INSTRUCTIONS FOR THE TASK: Tally up the lines below that include the word "component". Answer with the number alone.
= = = = = = =
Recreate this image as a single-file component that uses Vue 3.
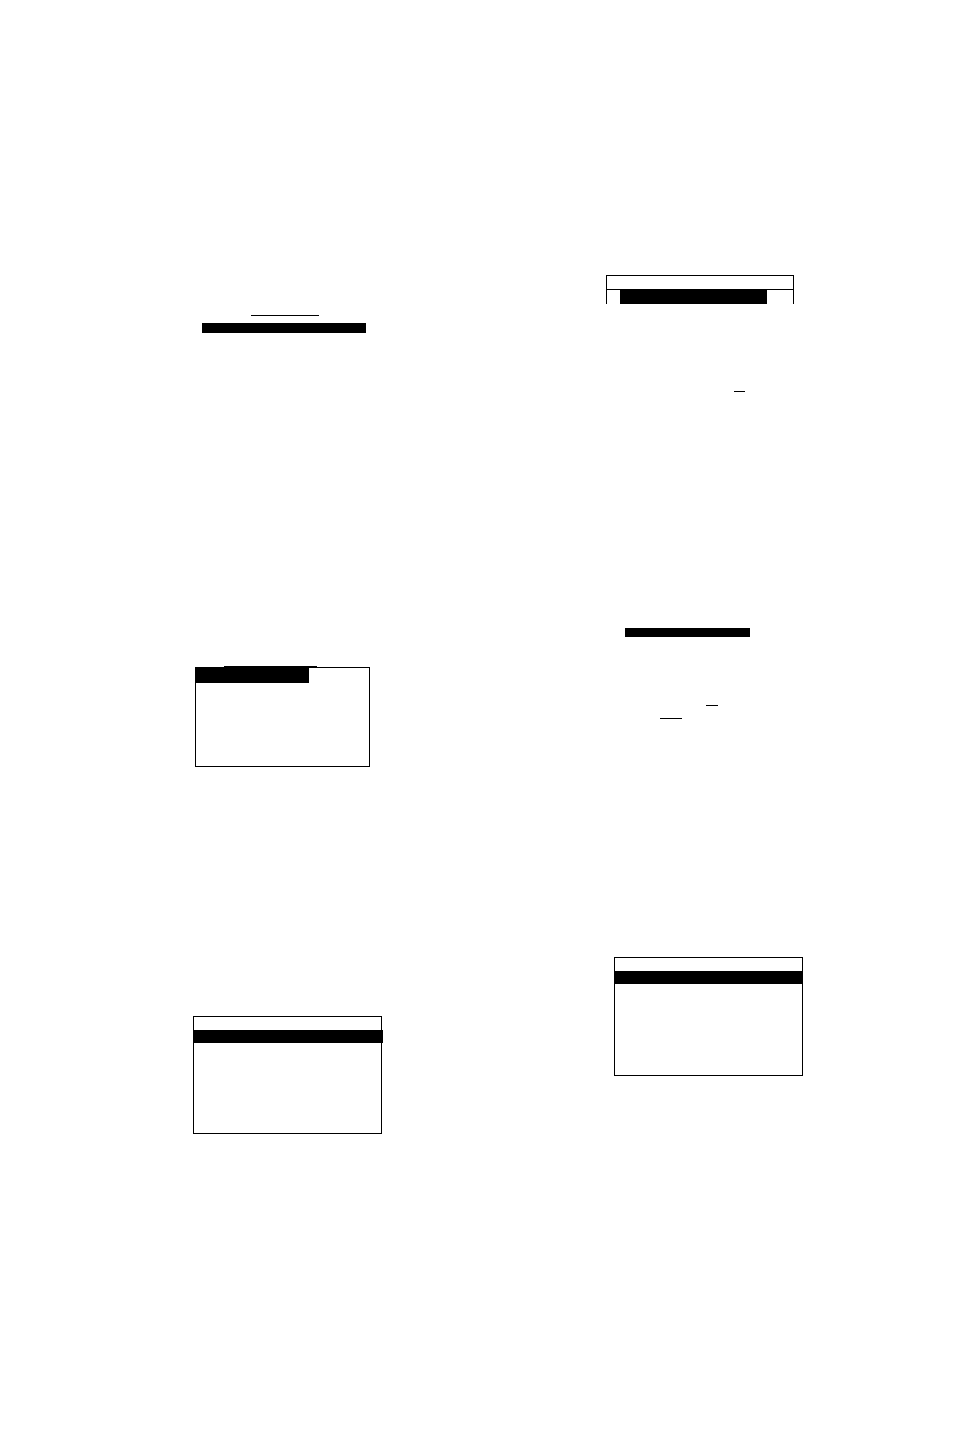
<script setup>
</script>

<template>
  <main class="page">
    <section class="column left">
      <div class="rule title-rule"></div>
      <div class="bar title-bar"></div>

      <div class="rule tab-rule"></div>
      <div class="panel tab-panel">
        <div class="bar tab"></div>
      </div>

      <div class="panel menu-panel">
        <div class="heading"></div>
        <div class="bar selected wide"></div>
      </div>
    </section>

    <section class="column right">
      <div class="panel open-panel">
        <div class="heading"></div>
        <div class="row">
          <div class="bar"></div>
        </div>
      </div>
      <div class="rule key-rule"></div>

      <div class="bar option-bar"></div>
      <div class="rule short-rule"></div>
      <div class="rule word-rule"></div>

      <div class="panel list-panel">
        <div class="heading"></div>
        <div class="bar selected"></div>
      </div>
    </section>
  </main>
</template>

<style>
  body {
    margin: 0;
    background-color: #fff;
  }
</style>

<style scoped>
  .page {
    display: grid;
    grid-template-columns: 1fr 1fr;
    min-height: 100vh;
    background-color: #fff;
  }
  .column {
    display: flex;
    flex-direction: column;
    align-items: flex-start;
    min-width: 0;
  }
  .left {
    padding: 315px 0 0 193px;
  }
  .right {
    padding: 275px 0 0 129px;
  }
  .bar {
    background-color: #000;
  }
  .rule {
    height: 1px;
    background-color: #000;
  }
  .panel {
    box-sizing: border-box;
    border: 1px solid #000;
  }
  .heading {
    height: 13px;
  }
  .selected {
    height: 13px;
  }
  /* the highlight runs just past the frame */
  .wide {
    margin-right: -2px;
  }

  .title-rule {
    width: 68px;
    margin-left: 58px;
  }
  .title-bar {
    width: 164px;
    height: 10px;
    margin: 7px 0 0 9px;
  }
  .tab-rule {
    width: 93px;
    margin: 333px 0 0 31px;
  }
  .tab-panel {
    width: 175px;
    height: 100px;
    margin-left: 2px;
  }
  .tab {
    width: 113px;
    height: 15px;
  }
  .menu-panel {
    width: 189px;
    height: 118px;
    margin-top: 249px;
  }

  .open-panel {
    width: 188px;
    border-bottom: none;
  }
  .row {
    border-top: 1px solid #000;
    padding-left: 13px;
  }
  .row .bar {
    width: 147px;
    height: 14px;
  }
  .key-rule {
    width: 11px;
    margin: 87px 0 0 128px;
  }
  .option-bar {
    width: 125px;
    height: 9px;
    margin: 236px 0 0 19px;
  }
  .short-rule {
    width: 12px;
    margin: 68px 0 0 100px;
  }
  .word-rule {
    width: 22px;
    margin: 12px 0 0 54px;
  }
  .list-panel {
    width: 189px;
    height: 119px;
    margin: 238px 0 0 8px;
  }
</style>
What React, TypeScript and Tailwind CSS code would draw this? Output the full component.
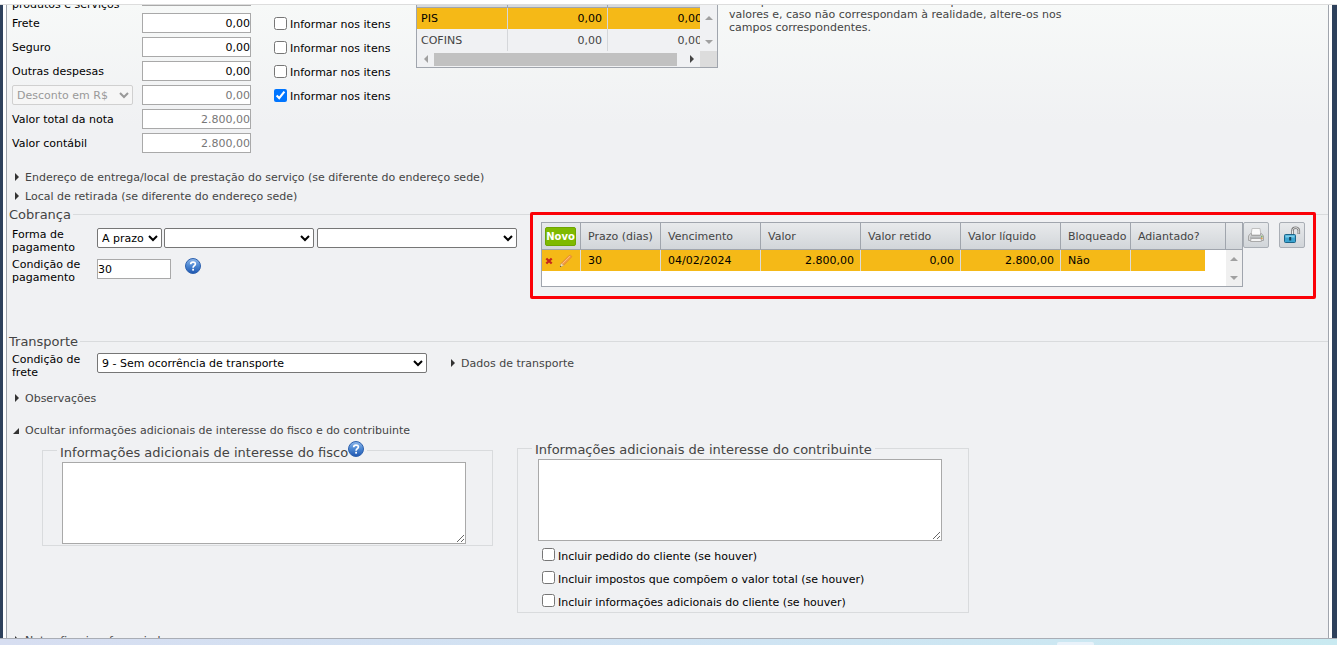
= = = = = = =
SOLUTION: 2